Task statement
Extract every line that contains the word "React".

Available data
-- begin --
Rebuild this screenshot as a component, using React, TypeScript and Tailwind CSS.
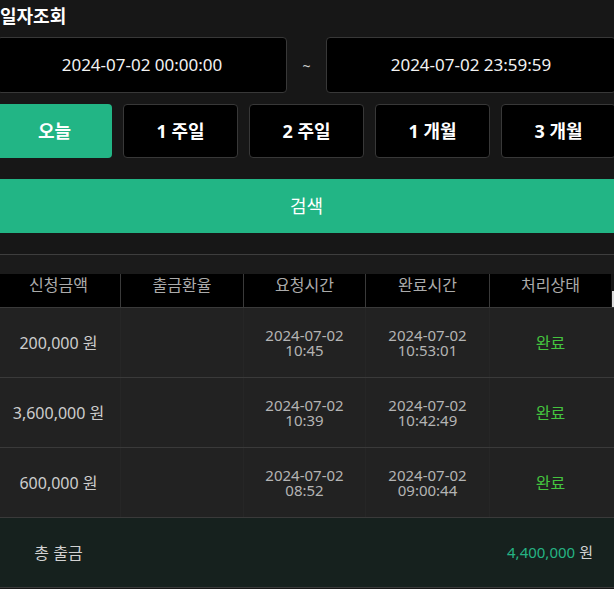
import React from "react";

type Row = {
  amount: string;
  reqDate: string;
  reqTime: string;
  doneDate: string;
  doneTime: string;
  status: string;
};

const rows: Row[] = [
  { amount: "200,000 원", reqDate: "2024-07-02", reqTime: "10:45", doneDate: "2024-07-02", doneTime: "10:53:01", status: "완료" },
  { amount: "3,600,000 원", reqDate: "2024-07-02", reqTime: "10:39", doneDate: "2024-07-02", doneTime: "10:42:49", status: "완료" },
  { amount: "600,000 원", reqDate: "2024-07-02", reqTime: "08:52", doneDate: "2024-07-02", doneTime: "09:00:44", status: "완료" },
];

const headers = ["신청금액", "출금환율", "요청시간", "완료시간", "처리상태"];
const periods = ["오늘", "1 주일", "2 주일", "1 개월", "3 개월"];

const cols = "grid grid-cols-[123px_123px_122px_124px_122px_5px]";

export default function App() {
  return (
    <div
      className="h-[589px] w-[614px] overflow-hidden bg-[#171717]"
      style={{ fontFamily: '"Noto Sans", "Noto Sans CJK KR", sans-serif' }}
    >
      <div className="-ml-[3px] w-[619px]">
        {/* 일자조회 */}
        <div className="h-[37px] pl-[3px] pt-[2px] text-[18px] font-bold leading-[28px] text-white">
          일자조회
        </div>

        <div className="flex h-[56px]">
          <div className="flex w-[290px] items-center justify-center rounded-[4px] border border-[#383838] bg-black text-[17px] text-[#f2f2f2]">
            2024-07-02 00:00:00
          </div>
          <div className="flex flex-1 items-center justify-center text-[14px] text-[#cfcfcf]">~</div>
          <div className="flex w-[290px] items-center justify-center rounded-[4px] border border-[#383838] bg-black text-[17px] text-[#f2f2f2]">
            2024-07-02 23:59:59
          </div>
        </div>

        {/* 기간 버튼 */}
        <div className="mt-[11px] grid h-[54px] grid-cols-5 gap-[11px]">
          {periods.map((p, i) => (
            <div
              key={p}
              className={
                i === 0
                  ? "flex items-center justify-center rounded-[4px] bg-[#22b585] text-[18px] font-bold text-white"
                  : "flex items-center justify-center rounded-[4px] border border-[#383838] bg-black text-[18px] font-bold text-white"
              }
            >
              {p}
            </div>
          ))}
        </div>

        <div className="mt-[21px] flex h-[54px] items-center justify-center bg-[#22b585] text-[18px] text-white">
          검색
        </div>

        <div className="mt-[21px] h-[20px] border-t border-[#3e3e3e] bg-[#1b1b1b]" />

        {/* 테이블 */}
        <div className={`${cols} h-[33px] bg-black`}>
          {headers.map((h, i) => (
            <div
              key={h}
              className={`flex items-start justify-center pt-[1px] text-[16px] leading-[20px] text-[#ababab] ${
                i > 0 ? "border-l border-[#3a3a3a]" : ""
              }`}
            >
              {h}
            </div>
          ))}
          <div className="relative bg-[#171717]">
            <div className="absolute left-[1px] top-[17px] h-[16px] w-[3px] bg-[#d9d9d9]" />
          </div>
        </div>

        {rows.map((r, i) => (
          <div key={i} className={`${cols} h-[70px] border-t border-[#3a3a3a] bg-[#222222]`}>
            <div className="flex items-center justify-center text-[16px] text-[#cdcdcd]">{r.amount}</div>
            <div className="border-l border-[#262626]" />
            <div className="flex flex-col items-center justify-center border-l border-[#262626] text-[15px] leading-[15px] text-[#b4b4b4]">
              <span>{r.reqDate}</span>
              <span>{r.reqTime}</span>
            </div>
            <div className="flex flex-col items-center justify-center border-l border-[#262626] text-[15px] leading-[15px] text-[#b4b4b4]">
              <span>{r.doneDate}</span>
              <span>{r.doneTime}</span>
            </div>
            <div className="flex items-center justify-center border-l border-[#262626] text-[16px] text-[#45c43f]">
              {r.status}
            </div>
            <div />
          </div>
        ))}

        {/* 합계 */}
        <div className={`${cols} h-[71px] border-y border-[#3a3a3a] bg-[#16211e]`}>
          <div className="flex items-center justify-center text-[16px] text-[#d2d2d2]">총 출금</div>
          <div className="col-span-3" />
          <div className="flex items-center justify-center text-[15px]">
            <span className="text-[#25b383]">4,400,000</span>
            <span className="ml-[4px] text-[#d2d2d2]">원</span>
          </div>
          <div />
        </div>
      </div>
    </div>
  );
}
-- end --
Answer to this task
Rebuild this screenshot as a component, using React, TypeScript and Tailwind CSS.
import React from "react";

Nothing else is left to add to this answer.